Das Totalversagen bei dem wichtigsten Thema, der Digitalisierung, war nur der Anfang. Nun geht es bis in unsere industrielle Substanz weiter, was übrigens kein Zufall ist, sondern eine komplett technisch/logische Konsequenz, die insbesondere Digitalisierungsexperten schon seit Jahrzehnten vorhersagen. Diese steroetype Verharrungsdenke sucht sich nun aber mit Greta, dem Klima und den Grünen einfach nur eine Projektionsfläche, um exakt dieselbe verheerend rückständige Denkweise fortzusetzen und neue Schuldige für die katastrophalen Ergebnisse zu suchen. Ich bin alles andere als ein Grüner, aber dass eine zunehmende rechtskonservative abgründig dumme und rückständige Denkweise sich in einer gänzlich destruktiven Antistimmung mit diversen Zielscheiben verliert, ist der eigentliche Punkt, der Anlass zur Sorge ist.
Nichts gegen konstruktive Kritik an Regierungsarbeit und nur, weil die Grünen momentan – keine Freude bei dieser Feststellung – die einzige Szene mit erkennbarer Moderne sind, sind sie nicht sakrosankt. Aber da kommt so gut wie nichts substanzielles, es gibt nichts dümmeres und destruktiveres als Grünen-Bashing, das hat keinerlei Wert, es ist rein populistische Kampagne, in der man oft die Angst vor Veränderung und Anerkennung der Größe der Herausforderungen spüren kann.
Wenn nun auch einer wie Precht darin seine Ernte sucht, ist das mehr als nur ein weiteres nebensächliches Ärgernis in unserer Medienwelt. Es ist rein demografisch diese Zielgruppe, die über unsere nähere Zukunft entscheiden wird. Daher ist auch die Frage, ob das konservative politische Spektrum zu einer konservativen Moderne oder zu einer populistischen rechtskonservativen Verharrung findet, so zentral für unsere Zukunft.
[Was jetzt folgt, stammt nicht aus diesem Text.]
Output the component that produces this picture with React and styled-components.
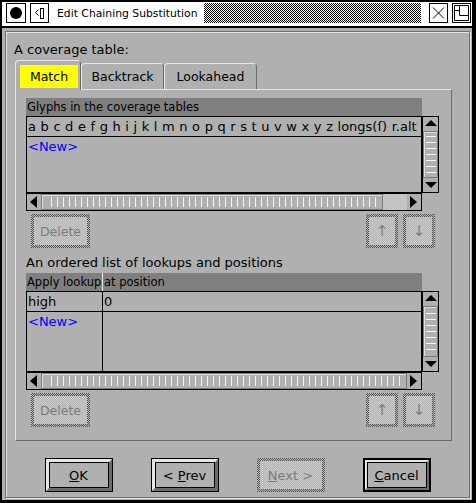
import React from 'react';
import styled, { createGlobalStyle, css } from 'styled-components';

const GRAY = '#b0b0b0';

const GlobalStyle = createGlobalStyle`
  html, body {
    margin: 0;
    padding: 0;
    background: ${GRAY};
  }
  body {
    font-family: "DejaVu Sans", sans-serif;
    font-size: 13px;
    color: #000;
  }
  * {
    box-sizing: border-box;
  }
`;

const stipple = (a, b) => css`
  background: repeating-conic-gradient(${a} 0 25%, ${b} 0 50%) 0 0 / 2px 2px;
`;

const Window = styled.div`
  width: 476px;
  height: 503px;
  display: flex;
  flex-direction: column;
  background: ${GRAY};
  border-style: solid;
  border-color: #000;
  border-width: 2px 4px 3px 2px;
`;

const TitleBar = styled.div`
  height: 26px;
  flex: none;
  display: flex;
  align-items: center;
  padding: 0 1px 2px 2px;
  background: #fff;
  border-bottom: 2px solid #000;
`;

const TitleButton = styled.div`
  width: ${(p) => p.$w || 20}px;
  height: 20px;
  flex: none;
  border: 1px solid #000;
  display: flex;
  align-items: center;
  justify-content: center;
  margin-left: ${(p) => p.$gap || 0}px;
`;

const TitleText = styled.div`
  margin-left: 8px;
  font-size: 10.8px;
  white-space: nowrap;
`;

const Checker = styled.div`
  flex: 1;
  height: 20px;
  margin: 0 8px 0 7px;
  ${stipple('#000', '#fff')}
`;

const Body = styled.div`
  flex: 1;
  display: flex;
  padding: 3px 2px 2px 3px;
`;

const Frame = styled.div`
  flex: 1;
  display: flex;
  flex-direction: column;
  padding: 10px 8px 0 8px;
  border: 1px solid #6e6e6e;
  box-shadow: inset 1px 1px 0 #e4e4e4, 1px 1px 0 #e4e4e4;
`;

const Label = styled.div`
  line-height: 15px;
  white-space: nowrap;
`;

const TabStrip = styled.div`
  display: flex;
  align-items: flex-end;
  margin: 3px 0 0 1px;
  height: 29px;
  font-size: 12.5px;
`;

const Tab = styled.div`
  position: relative;
  height: ${(p) => (p.$active ? 30 : 26)}px;
  margin-bottom: ${(p) => (p.$active ? -1 : 0)}px;
  width: ${(p) => p.$w}px;
  padding: ${(p) => (p.$active ? '4px 2px 2px 4px' : '0')};
  border-top: 1px solid #e8e8e8;
  border-left: 1px solid #e8e8e8;
  border-right: 1px solid #6a6a6a;
  border-radius: 4px 4px 0 0;
  background: ${GRAY};
  z-index: ${(p) => (p.$active ? 1 : 0)};
  display: flex;
  align-items: center;
  justify-content: center;
`;

const TabFace = styled.div`
  flex: 1;
  align-self: stretch;
  display: flex;
  align-items: center;
  justify-content: center;
  background: ${(p) => (p.$active ? '#ffff00' : 'transparent')};
`;

const Panel = styled.div`
  width: 437px;
  margin-left: 1px;
  padding: 8px 12px 13px 10px;
  border-style: solid;
  border-width: 1px;
  border-color: #e8e8e8 #6a6a6a #6a6a6a #e8e8e8;
  display: flex;
  flex-direction: column;
`;

const List = styled.div`
  display: grid;
  grid-template-columns: 396px 17px;
  grid-template-rows: 18px ${(p) => p.$body}px 18px;
`;

const Header = styled.div`
  grid-column: 1;
  grid-row: 1;
  background: #7f7f7f;
  display: flex;
  align-items: center;
  font-size: 11.5px;
`;

const HeadCell = styled.div`
  width: ${(p) => (p.$w ? `${p.$w}px` : 'auto')};
  flex: ${(p) => (p.$w ? 'none' : 1)};
  align-self: stretch;
  display: flex;
  align-items: center;
  padding-left: 1px;
  white-space: nowrap;
  overflow: hidden;
  border-right: ${(p) => (p.$w ? '1px solid #e8e8e8' : 'none')};
`;

const ListBody = styled.div`
  grid-column: 1;
  grid-row: 2;
  border: 1px solid #000;
  overflow: hidden;
  display: grid;
  grid-template-columns: ${(p) => p.$cols || '1fr'};
  grid-template-rows: 20px 1fr;
`;

const Cell = styled.div`
  padding: 1px 0 0 1px;
  white-space: nowrap;
  color: ${(p) => (p.$new ? '#0000ff' : '#000')};
  border-bottom: ${(p) => (p.$top ? '1px solid #000' : 'none')};
  border-right: ${(p) => (p.$sep ? '1px solid #000' : 'none')};
  line-height: 17px;
  word-spacing: ${(p) => p.$ws || 0}px;
`;

const VScroll = styled.div`
  grid-column: 2;
  grid-row: 2;
  border: 1px solid #000;
  display: flex;
  flex-direction: column;
`;

const HScroll = styled.div`
  grid-column: 1;
  grid-row: 3;
  border: 1px solid #000;
  display: flex;
`;

const ArrowBtn = styled.div`
  flex: none;
  ${(p) => (p.$vertical ? 'height: 14px;' : 'width: 14px;')}
  display: flex;
  align-items: center;
  justify-content: center;
  background: ${GRAY};
`;

const VThumb = styled.div`
  flex: 1;
  border: 1px solid #7a7a7a;
  box-shadow: inset 1px 1px 0 #e0e0e0;
  display: flex;
  align-items: center;
  justify-content: center;
`;

const VGrip = styled.div`
  width: 10px;
  height: 37px;
  background: repeating-linear-gradient(to bottom, #f4f4f4 0 1px, transparent 1px 6px);
`;

const HThumb = styled.div`
  flex: 1;
  border: 1px solid #7a7a7a;
  box-shadow: inset 1px 1px 0 #e0e0e0;
  padding: 2px 4px 2px 4px;
  background-clip: content-box;
  background-origin: content-box;
  background-image: repeating-linear-gradient(to right, transparent 0 5px, #f4f4f4 5px 6px);
`;

const Trough = styled.div`
  flex: none;
  background: #c4c4c4;
`;

const ButtonRow = styled.div`
  display: flex;
  align-items: center;
  margin-top: 3px;
  padding: 0 4px 0 5px;
  gap: 5px;
`;

const Spacer = styled.div`
  flex: 1;
`;

const DisabledButton = styled.div`
  width: ${(p) => p.$w}px;
  height: 34px;
  padding: 3px;
  ${stipple('#505050', '#bcbcbc')}
  display: flex;
`;

const DisabledFace = styled.div`
  flex: 1;
  display: flex;
  align-items: center;
  justify-content: center;
  ${stipple('#c8c8c8', '#b6b6b6')}
  color: #7c7c7c;
  font-size: ${(p) => p.$size || 12.5}px;
  white-space: nowrap;
`;

const Section = styled.div`
  margin-top: ${(p) => p.$mt || 0}px;
`;

const Footer = styled.div`
  display: flex;
  justify-content: center;
  gap: 38px;
  margin-top: 17px;
`;

const PushButton = styled.div`
  width: 68px;
  height: 34px;
  border: ${(p) => (p.$default ? 2 : 1)}px solid #000;
  display: flex;
`;

const Bevel = styled.div`
  flex: 1;
  display: flex;
  border-style: solid;
  border-width: ${(p) => (p.$default ? 2 : 3)}px;
  border-color: #e6e6e6 #6c6c6c #6c6c6c #e6e6e6;
`;

const Face = styled.div`
  flex: 1;
  border: 1px solid #000;
  display: flex;
  align-items: center;
  justify-content: center;
  white-space: nowrap;
`;

const Tri = ({ dir }) => {
  const pts = {
    up: '1,9 7,3 13,9',
    down: '1,4 7,10 13,4',
    left: '10,1 3,7 10,13',
    right: '3,1 10,7 3,13',
  }[dir];
  return (
    <svg width="14" height="14" viewBox="0 0 14 14">
      <polygon points={pts} fill="#000" />
    </svg>
  );
};

const ScrollV = () => (
  <VScroll>
    <ArrowBtn $vertical>
      <Tri dir="up" />
    </ArrowBtn>
    <VThumb>
      <VGrip />
    </VThumb>
    <ArrowBtn $vertical>
      <Tri dir="down" />
    </ArrowBtn>
  </VScroll>
);

const ScrollH = ({ trough }) => (
  <HScroll>
    <ArrowBtn>
      <Tri dir="left" />
    </ArrowBtn>
    <HThumb />
    {trough ? <Trough style={{ width: trough }} /> : null}
    <ArrowBtn>
      <Tri dir="right" />
    </ArrowBtn>
  </HScroll>
);

const EditRow = () => (
  <ButtonRow>
    <DisabledButton $w={59}>
      <DisabledFace>Delete</DisabledFace>
    </DisabledButton>
    <Spacer />
    <DisabledButton $w={32}>
      <DisabledFace $size={15}>↑</DisabledFace>
    </DisabledButton>
    <DisabledButton $w={32}>
      <DisabledFace $size={15}>↓</DisabledFace>
    </DisabledButton>
  </ButtonRow>
);

const glyphs = 'a b c d e f g h i j k l m n o p q r s t u v w x y z longs(ſ) r.alt';

export default function App() {
  return (
    <>
      <GlobalStyle />
      <Window>
        <TitleBar>
          <TitleButton $gap={2}>
            <svg width="14" height="14" viewBox="0 0 14 14">
              <circle cx="7" cy="7" r="6" fill="#000" />
            </svg>
          </TitleButton>
          <TitleButton $w={19} $gap={4}>
            <svg width="17" height="18" viewBox="0 0 17 18">
              <path d="M7.5 5.5 L4.5 8.5 L7.5 11.5" fill="none" stroke="#000" strokeWidth="1" />
              <rect x="9.5" y="4.5" width="3" height="10" fill="none" stroke="#000" strokeWidth="1" />
            </svg>
          </TitleButton>
          <TitleText>Edit Chaining Substitution</TitleText>
          <Checker />
          <TitleButton $w={19}>
            <svg width="17" height="18" viewBox="0 0 17 18">
              <path d="M3 3.5 L14 14.5 M14 3.5 L3 14.5" stroke="#000" strokeWidth="1" />
            </svg>
          </TitleButton>
          <TitleButton $w={19} $gap={4}>
            <svg width="17" height="18" viewBox="0 0 17 18">
              <path d="M1.5 1.5 H15.5 V16.5 H1.5 Z M6.5 1.5 V11.5 H15.5 M1.5 6.5 H6.5" fill="none" stroke="#000" strokeWidth="1" />
            </svg>
          </TitleButton>
        </TitleBar>
        <Body>
          <Frame>
            <Label>A coverage table:</Label>
            <TabStrip>
              <Tab $active $w={66}>
                <TabFace $active>Match</TabFace>
              </Tab>
              <Tab $w={83}>
                <TabFace>Backtrack</TabFace>
              </Tab>
              <Tab $w={93}>
                <TabFace>Lookahead</TabFace>
              </Tab>
            </TabStrip>
            <Panel>
              <List $body={77}>
                <Header>
                  <HeadCell>Glyphs in the coverage tables</HeadCell>
                </Header>
                <ListBody>
                  <Cell $top $ws={0.45}>{glyphs}</Cell>
                  <Cell $new>&lt;New&gt;</Cell>
                </ListBody>
                <ScrollV />
                <ScrollH trough={24} />
              </List>
              <EditRow />
              <Section $mt={7}>
                <Label>An ordered list of lookups and positions</Label>
              </Section>
              <Section $mt={3}>
                <List $body={81}>
                  <Header>
                    <HeadCell $w={77}>Apply lookup</HeadCell>
                    <HeadCell>at position</HeadCell>
                  </Header>
                  <ListBody $cols="76px 1fr">
                    <Cell $top $sep>high</Cell>
                    <Cell $top>0</Cell>
                    <Cell $sep $new>&lt;New&gt;</Cell>
                    <Cell />
                  </ListBody>
                  <ScrollV />
                  <ScrollH />
                </List>
              </Section>
              <EditRow />
            </Panel>
            <Footer>
              <PushButton>
                <Bevel>
                  <Face>
                    <u>O</u>K
                  </Face>
                </Bevel>
              </PushButton>
              <PushButton>
                <Bevel>
                  <Face>
                    &lt;&nbsp;<u>P</u>rev
                  </Face>
                </Bevel>
              </PushButton>
              <DisabledButton $w={68}>
                <DisabledFace $size={13}>
                  <u>N</u>ext &gt;
                </DisabledFace>
              </DisabledButton>
              <PushButton $default>
                <Bevel $default>
                  <Face>
                    <u>C</u>ancel
                  </Face>
                </Bevel>
              </PushButton>
            </Footer>
          </Frame>
        </Body>
      </Window>
    </>
  );
}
Zu dieser Frage sollten viel mehr Bücher geschrieben werden, passiert aber nicht. Es geht auch darum, ob die Grünen einen guten Job machen, viel wichtiger ist aber die Frage, ob die konservativen endlich mal da hin kommen. Aber diese Auseinandersetzung wäre wohl kein Quotenhit, keine gut aufgestellte Medienmaschine wird ausgerechnet das thematisieren: Eine alternde Gesellschaft in einem notwendigen Veränderungsprozess. Kassengift!!